Garlic in this form has, over the years of scientific study, been identified to have a positive influence on human subjects with high blood pressure or hypertension. Some reports suggest that the sulfuric components in garlic are responsible for this impact.
Likewise, it is additionally believed to have a protective action on the cardiovascular system via its cholesterol regulating properties or potential lipid-lowering activity.
FRESH GARLIC - This is whole unpeeled garlic bulbs that can be stored in a cool dark dry location and peeled for use when needed.
PEELED CLOVES - Peeled cloves of garlic are sometimes sold in jars for greater convenience or also as a pre-minced variety.
DRIED GARLIC - Frequently found dried as pieces, powder or granules. Dried garlic has a very different taste than fresh garlic.
SPROUTED GARLIC - This is whole garlic that has just sprouted with edible green tops present. The cloves from this variety have been found in recent years to contain a higher antioxidant profile.
ROASTED GARLIC - Garlic is sometimes sold as a type of paste after whole garlic cloves are roasted, usually in olive oil.
AGED GARLIC EXTRACT - Aged garlic is available as a dietary supplement. It is made from garlic that is aged with water and alcohol for 20 months at a controlled ambient temperature. It then undergoes an extraction process, is formed as a powder and encapsulated.
BLACK GARLIC - This is raw garlic bulbs that have undergone a type of fermentation process that increases the antioxidant S-allyl-cysteine substantially and removes the pungent hot quality. Black garlic is also utilized in the culinary world for its distinct tangy sweet flavor and soft texture.
For best flavor and nutritional health benefits, we recommend using freshly peeled garlic from organic whole garlic bulbs whenever possible. Other secondary alternatives include granules, powder or pieces, but these dried forms are considerably less therapeutically potent.
Fresh garlic cloves are typically sliced, chopped, pressed or minced before adding to recipes. This process helps to breakdown the allicin content. Immediately cooking garlic will destroy the alliinase enzymes needed for this conversion.
Heating or sautéing garlic will reduce pungency, increase sweetness and change flavor. As discussed, to retain a higher amount of the sulfur-containing compounds it is best to allow chopped garlic to sit for about 10 minutes before applying heat. Roasting whole garlic cloves is largely void of these nutritional components because the enzyme activity was destroyed.
For cooking purposes, garlic is utilized in many different ways across many continents and cuisines. Some common uses include, hummus, chutney, sauces, marinades, soups, stews, sautés and stir-frys.
Raw garlic is often used in salsas, homemade dressings, pesto, vegetable ferments, fire cider or blended (emulsified) with olive oil to make the popular paste known as aioli.
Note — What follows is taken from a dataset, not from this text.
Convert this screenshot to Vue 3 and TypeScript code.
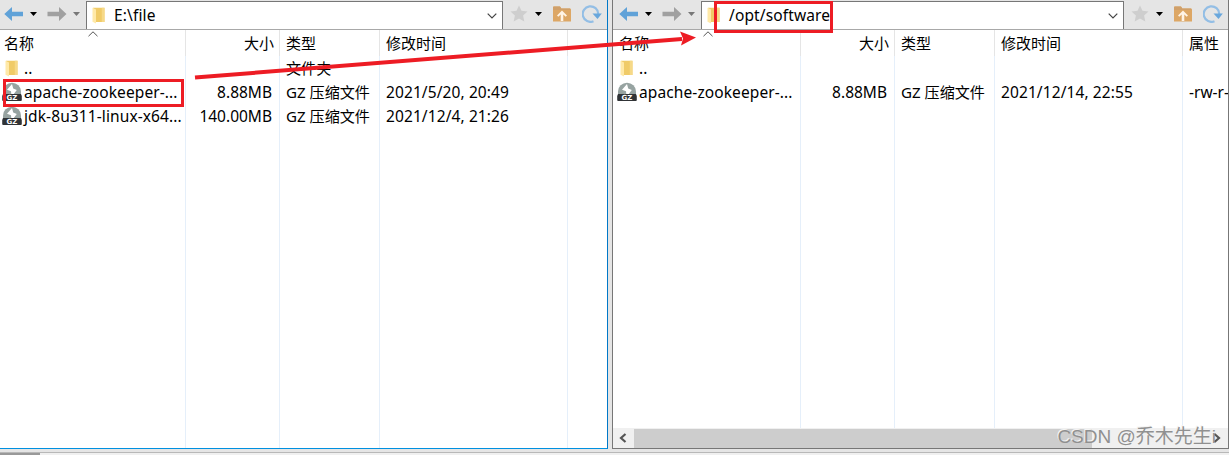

It is best to store whole garlic bulbs in a cool dry dark pantry location to inhibit sprouting or mold growth.
Raw garlic can be too hot or acidic for some body types or health issues. Both raw and cooked garlic, when consumed in excess, can cause nausea, vomiting, heartburn and diarrhea. Seek the advice of your healthcare professional before adding therapeutic amounts of garlic to the diet if you are pregnant, nursing, taking prescribed medications, have gastrointestinal disorders or a serious medical condition.